Sunday, March 16, 2008

Not all great men are famous men

I was 17 when this picture was taken, eagerly looking ahead to my adult life as I sat with my dad at College Night listening to someone talk about some college I never attended.

My dad was 41, 41 years ago, and my final spring at Woodson turned out to be the halfway point of his life on earth.

I didn't appreciate him then. He was pushing me to excellence and I was resisting. I suppose I won our battle, although I turned out to be the one who had to live with the results.

Norman Rappaport was classic Greatest Generation. He was born in 1926 to immigrant parents, grew up in Brooklyn during the Great Depression and served in the final year of World War II as an 18-year-old soldier.

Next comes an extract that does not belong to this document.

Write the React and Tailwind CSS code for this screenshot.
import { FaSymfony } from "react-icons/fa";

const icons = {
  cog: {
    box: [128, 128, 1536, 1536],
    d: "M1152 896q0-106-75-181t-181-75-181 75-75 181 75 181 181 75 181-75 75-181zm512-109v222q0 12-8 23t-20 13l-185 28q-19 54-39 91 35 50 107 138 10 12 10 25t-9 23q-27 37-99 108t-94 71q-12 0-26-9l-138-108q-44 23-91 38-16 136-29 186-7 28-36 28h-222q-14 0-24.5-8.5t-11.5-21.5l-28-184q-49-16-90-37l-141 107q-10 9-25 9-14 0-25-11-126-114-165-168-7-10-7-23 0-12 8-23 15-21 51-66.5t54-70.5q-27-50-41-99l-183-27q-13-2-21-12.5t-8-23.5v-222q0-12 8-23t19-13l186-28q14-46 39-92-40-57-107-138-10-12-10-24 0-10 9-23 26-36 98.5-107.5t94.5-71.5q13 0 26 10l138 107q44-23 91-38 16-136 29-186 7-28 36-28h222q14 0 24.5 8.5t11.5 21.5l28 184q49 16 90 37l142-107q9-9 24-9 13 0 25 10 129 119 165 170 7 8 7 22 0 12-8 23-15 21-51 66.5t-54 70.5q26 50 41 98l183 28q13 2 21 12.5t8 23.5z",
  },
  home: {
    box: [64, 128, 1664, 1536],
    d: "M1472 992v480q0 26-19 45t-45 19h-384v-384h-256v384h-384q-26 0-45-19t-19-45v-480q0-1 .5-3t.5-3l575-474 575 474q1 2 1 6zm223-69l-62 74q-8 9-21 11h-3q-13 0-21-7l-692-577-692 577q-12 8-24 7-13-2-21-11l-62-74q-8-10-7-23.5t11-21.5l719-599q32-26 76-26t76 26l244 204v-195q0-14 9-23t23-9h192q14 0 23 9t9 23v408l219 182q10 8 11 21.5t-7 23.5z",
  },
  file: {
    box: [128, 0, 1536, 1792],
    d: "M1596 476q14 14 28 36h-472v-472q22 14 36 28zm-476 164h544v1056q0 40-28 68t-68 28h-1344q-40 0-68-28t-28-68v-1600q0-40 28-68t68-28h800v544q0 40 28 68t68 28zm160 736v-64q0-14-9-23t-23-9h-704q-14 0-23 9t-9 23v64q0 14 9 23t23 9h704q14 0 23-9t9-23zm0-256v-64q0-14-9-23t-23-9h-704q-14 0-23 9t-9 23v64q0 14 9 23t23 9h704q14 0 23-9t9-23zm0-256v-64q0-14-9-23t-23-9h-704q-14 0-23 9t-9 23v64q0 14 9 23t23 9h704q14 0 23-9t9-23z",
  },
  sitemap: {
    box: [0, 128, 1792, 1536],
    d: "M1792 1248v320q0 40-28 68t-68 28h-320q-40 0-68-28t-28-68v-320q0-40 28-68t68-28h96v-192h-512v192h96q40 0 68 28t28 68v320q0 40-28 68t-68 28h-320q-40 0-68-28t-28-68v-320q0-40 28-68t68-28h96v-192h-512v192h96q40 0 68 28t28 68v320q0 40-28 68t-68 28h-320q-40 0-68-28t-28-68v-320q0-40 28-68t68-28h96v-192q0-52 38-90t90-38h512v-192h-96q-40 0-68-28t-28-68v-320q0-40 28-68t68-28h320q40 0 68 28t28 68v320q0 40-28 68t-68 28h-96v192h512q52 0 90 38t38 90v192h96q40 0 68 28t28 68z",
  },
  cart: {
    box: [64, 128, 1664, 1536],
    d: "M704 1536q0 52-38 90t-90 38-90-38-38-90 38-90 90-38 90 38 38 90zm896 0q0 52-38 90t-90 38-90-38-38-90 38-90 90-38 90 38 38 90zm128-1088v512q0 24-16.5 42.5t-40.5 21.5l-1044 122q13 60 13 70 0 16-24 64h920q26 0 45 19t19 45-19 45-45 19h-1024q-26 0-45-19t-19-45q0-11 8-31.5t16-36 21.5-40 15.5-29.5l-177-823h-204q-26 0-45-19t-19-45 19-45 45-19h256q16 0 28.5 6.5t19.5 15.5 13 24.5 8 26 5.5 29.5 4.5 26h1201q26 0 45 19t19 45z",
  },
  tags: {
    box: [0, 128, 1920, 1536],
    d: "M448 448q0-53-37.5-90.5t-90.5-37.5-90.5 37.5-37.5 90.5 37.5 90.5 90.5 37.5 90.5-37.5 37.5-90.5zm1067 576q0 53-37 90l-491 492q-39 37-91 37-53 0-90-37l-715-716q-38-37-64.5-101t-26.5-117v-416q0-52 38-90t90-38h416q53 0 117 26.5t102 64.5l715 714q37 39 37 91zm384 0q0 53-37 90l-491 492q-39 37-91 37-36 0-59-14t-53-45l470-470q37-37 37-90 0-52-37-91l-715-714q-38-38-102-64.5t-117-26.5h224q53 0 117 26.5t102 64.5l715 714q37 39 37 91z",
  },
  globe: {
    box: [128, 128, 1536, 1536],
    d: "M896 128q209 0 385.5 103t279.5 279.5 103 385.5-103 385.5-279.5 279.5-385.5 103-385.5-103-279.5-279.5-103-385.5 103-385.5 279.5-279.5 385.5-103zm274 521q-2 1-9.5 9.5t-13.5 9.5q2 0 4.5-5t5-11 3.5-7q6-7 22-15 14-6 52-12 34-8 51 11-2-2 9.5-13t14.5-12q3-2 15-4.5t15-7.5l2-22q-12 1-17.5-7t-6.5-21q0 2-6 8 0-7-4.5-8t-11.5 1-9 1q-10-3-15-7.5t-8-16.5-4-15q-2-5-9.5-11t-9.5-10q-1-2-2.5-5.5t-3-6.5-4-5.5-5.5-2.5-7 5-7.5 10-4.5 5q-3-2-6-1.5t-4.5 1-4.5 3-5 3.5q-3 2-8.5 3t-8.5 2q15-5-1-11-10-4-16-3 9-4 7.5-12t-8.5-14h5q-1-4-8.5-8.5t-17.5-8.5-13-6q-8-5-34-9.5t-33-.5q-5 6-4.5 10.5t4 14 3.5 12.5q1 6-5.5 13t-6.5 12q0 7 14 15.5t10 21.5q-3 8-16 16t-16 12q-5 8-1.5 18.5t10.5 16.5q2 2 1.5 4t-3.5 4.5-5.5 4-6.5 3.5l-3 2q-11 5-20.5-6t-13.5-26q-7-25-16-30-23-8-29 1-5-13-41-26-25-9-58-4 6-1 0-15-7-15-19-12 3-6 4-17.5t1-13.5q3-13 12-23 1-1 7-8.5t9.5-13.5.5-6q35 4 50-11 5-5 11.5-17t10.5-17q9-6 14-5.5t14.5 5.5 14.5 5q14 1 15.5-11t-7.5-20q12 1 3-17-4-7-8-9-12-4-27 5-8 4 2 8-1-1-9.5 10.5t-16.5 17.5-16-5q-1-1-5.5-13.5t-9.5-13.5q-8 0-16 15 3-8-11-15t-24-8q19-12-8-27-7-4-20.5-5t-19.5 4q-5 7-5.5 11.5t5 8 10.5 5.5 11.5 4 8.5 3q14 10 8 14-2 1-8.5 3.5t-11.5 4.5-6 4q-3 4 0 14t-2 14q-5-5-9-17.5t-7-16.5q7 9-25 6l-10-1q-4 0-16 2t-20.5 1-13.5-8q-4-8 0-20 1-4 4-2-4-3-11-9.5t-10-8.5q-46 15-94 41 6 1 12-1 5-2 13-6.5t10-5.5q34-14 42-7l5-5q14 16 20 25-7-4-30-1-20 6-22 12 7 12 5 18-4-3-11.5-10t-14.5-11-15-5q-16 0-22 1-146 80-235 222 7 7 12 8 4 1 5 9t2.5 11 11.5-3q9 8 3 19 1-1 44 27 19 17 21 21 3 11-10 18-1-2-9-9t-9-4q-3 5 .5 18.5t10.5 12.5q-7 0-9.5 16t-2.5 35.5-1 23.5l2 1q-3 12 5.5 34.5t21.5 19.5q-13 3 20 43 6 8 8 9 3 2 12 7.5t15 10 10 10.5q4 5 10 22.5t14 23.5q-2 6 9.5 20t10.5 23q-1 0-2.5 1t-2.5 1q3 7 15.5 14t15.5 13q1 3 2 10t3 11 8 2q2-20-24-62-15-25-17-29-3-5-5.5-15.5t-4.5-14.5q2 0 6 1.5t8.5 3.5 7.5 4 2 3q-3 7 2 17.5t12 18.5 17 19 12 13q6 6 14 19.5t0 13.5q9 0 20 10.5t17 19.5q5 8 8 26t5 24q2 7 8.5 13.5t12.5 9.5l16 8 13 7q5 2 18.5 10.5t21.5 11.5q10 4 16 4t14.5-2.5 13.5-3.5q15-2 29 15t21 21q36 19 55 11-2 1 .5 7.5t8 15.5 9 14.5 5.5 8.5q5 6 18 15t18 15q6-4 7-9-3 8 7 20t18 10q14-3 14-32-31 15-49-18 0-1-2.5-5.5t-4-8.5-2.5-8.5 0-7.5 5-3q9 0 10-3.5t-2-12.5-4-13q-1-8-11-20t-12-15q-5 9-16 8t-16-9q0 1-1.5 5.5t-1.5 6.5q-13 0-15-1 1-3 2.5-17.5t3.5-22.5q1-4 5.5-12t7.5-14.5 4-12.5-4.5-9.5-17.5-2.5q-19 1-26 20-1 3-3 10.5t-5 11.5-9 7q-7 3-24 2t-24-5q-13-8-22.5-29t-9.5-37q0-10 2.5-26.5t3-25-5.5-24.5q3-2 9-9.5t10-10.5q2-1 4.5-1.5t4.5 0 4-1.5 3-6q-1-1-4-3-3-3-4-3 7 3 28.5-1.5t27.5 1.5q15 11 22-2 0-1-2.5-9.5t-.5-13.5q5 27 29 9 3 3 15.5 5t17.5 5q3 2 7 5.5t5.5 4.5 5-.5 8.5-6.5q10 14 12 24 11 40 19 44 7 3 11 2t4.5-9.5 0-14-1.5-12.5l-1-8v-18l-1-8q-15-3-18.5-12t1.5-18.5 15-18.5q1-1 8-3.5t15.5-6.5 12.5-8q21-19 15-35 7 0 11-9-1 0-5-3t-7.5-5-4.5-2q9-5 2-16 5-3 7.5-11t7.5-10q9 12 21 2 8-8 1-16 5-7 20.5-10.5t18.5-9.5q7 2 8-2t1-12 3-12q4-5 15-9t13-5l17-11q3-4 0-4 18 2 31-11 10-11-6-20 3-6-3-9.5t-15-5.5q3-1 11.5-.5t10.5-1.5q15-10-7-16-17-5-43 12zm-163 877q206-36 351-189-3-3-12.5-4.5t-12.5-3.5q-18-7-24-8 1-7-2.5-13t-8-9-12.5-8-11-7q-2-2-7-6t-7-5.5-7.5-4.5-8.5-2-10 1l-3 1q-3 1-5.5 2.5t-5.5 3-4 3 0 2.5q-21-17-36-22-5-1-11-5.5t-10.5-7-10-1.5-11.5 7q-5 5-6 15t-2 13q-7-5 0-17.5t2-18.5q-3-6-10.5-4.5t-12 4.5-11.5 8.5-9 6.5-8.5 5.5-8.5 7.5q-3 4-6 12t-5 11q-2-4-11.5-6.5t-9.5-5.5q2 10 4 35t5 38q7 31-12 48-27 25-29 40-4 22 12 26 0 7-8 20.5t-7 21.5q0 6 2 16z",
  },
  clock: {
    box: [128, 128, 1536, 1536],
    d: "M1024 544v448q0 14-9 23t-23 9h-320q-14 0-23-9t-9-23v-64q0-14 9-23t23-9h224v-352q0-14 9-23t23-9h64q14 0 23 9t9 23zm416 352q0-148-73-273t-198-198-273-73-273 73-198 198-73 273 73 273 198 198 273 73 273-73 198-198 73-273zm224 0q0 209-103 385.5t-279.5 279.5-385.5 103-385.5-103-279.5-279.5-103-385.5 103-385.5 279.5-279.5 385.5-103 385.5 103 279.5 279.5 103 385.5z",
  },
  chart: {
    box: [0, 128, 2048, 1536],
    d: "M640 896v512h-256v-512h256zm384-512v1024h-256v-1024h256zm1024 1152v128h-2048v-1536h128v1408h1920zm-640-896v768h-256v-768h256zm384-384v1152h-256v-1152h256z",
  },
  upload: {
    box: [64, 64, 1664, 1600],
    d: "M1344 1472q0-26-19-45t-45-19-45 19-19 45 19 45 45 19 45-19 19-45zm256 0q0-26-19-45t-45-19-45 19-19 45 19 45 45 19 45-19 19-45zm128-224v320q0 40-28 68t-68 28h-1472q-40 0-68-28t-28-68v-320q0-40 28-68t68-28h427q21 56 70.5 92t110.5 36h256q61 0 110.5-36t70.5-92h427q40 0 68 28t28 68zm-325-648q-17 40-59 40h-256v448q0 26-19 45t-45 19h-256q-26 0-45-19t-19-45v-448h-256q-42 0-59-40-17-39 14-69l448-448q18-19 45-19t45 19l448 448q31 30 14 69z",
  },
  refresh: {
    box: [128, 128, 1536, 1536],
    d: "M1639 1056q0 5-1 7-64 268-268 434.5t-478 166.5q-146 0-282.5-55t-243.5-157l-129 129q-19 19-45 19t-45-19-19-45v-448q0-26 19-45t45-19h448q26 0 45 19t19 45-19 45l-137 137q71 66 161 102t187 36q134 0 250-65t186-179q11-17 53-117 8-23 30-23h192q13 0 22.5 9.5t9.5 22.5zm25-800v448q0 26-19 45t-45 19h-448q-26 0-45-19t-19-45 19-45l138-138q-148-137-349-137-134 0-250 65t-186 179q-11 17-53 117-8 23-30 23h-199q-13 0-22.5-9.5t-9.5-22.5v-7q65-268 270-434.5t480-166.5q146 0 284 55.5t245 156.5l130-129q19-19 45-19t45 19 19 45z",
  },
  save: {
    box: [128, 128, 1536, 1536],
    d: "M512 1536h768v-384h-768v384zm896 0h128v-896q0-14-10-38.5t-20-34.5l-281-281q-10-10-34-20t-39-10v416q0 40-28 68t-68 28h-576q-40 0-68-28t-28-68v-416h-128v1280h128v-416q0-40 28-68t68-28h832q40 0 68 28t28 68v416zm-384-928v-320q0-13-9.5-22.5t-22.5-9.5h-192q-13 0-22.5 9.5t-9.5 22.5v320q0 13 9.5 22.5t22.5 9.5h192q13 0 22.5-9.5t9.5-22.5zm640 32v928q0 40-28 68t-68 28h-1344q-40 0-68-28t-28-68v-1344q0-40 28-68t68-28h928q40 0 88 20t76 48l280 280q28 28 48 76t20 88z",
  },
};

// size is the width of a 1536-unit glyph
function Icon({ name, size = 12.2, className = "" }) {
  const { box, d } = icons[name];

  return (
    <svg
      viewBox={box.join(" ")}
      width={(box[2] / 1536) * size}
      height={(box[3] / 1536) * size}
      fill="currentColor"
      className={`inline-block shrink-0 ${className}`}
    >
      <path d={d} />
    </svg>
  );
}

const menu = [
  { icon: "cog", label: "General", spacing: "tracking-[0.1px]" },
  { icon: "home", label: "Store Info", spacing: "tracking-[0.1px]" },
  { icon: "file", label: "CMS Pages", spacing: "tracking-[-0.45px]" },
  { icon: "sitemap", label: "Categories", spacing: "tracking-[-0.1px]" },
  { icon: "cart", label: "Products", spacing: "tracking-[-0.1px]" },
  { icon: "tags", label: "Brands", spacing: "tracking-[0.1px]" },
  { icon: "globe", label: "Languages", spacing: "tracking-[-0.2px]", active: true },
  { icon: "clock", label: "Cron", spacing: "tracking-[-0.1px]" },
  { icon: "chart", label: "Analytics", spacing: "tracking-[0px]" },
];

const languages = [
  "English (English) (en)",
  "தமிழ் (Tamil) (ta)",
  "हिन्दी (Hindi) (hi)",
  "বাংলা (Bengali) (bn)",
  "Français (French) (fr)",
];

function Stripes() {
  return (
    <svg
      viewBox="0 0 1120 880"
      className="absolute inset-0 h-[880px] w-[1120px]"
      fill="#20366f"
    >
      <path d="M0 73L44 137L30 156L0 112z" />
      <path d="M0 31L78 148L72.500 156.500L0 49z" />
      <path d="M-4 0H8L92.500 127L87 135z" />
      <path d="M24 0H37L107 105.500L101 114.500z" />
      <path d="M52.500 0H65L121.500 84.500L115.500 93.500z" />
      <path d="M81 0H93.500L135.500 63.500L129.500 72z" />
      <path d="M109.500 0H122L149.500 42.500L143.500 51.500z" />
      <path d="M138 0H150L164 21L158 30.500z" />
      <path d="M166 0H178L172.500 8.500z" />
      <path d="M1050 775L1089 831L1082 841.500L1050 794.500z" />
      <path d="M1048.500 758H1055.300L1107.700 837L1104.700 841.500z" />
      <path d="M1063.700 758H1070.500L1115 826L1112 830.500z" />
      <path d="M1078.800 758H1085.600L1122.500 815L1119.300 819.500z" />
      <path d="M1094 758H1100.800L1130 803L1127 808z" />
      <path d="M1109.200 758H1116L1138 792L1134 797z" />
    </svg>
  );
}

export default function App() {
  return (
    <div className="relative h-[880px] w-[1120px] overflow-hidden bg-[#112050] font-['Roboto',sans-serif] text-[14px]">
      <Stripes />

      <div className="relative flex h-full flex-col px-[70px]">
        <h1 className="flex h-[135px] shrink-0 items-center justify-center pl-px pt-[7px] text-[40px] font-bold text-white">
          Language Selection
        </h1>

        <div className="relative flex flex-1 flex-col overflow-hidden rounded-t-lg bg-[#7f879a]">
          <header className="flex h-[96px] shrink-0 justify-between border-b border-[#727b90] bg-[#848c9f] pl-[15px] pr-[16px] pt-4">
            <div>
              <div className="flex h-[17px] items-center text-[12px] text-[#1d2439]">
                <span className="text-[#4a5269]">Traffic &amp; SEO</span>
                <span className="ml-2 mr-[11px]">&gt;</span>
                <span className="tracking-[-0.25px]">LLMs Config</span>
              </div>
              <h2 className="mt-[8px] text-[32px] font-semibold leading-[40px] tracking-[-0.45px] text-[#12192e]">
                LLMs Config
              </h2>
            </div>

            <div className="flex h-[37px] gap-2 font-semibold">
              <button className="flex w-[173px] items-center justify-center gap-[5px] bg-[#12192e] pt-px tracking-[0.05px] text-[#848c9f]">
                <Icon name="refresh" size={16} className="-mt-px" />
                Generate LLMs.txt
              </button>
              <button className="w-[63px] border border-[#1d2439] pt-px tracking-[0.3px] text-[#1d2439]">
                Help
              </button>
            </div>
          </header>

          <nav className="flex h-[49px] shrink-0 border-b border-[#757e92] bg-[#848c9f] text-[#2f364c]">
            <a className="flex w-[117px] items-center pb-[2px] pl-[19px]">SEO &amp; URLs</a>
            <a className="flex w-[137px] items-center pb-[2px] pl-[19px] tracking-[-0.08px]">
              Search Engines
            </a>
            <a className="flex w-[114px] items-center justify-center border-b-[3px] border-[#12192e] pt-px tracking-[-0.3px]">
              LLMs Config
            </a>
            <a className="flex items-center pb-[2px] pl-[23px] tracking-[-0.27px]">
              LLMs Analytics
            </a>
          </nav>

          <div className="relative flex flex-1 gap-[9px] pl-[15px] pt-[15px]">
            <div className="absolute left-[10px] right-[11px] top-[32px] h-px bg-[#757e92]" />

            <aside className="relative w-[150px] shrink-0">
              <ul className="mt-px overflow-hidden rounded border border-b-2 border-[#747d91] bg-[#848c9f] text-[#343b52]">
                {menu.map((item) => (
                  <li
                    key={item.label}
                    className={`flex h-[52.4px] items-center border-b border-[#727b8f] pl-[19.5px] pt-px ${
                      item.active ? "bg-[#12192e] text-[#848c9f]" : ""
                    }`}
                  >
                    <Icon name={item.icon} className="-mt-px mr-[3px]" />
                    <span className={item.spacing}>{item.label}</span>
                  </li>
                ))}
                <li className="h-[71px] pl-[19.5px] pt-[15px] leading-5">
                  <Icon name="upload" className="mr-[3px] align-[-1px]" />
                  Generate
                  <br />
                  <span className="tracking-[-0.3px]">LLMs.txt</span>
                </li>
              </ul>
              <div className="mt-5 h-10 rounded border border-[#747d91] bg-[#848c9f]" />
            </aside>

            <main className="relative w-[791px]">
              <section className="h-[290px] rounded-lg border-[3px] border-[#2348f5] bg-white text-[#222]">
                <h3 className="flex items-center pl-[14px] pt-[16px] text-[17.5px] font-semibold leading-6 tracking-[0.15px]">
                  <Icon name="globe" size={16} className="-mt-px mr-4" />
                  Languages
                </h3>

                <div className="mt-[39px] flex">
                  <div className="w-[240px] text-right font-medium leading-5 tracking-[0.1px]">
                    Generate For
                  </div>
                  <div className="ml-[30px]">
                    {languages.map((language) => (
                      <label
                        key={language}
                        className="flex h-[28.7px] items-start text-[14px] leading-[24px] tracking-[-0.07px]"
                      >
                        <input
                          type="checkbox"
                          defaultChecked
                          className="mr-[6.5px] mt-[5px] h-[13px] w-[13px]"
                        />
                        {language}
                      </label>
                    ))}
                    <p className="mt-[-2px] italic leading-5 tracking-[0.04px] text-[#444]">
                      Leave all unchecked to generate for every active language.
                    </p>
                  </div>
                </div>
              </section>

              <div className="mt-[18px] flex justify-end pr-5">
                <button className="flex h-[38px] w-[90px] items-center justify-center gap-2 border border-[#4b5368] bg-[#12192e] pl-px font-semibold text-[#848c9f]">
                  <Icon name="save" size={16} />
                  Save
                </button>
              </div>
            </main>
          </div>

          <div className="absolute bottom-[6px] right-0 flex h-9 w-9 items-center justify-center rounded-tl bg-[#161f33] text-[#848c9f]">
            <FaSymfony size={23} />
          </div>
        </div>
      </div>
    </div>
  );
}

He went to work for the government after the war, married at age 30 and raised five children. He was married to the same woman for nearly 52 years, and probably the defining thing anyone could say about him is that he loved his wife and children so much that he always put them first.

He never bought expensive suits or drove flashy cars. In fact, he almost had to be forced to ever spend any money on himself.

He wanted to be a writer, and two friends from college who were both very successful writers said he was the most talented of the three of them. I suppose one of the things I did that made him proud was making a living as a writer for nearly 30 years.

He wasn't an easy man to understand, and I didn't always appreciate his parenting style. But before I became a father myself, I realized that in many ways, he was the finest man I ever met.

Everything good I am as a father myself -- and I've been told I am a great dad -- is due to him and the things I learned from him.

I don't write about him often. My parents don't like it when I write about them, but I figure today is a good day to make an exception to that rule.

You see, my dad died this morning.

As I said, he was 82. The picture taken was half a lifetime ago, but it says a lot about him. He was listening attentively where I probably wasn't, not only giving up an evening for College Night but making the most of it.

He was more than special.

He was my dad.


Anonymous said...

I cried when Mike called this afternoon and told me his father, Norman, had died.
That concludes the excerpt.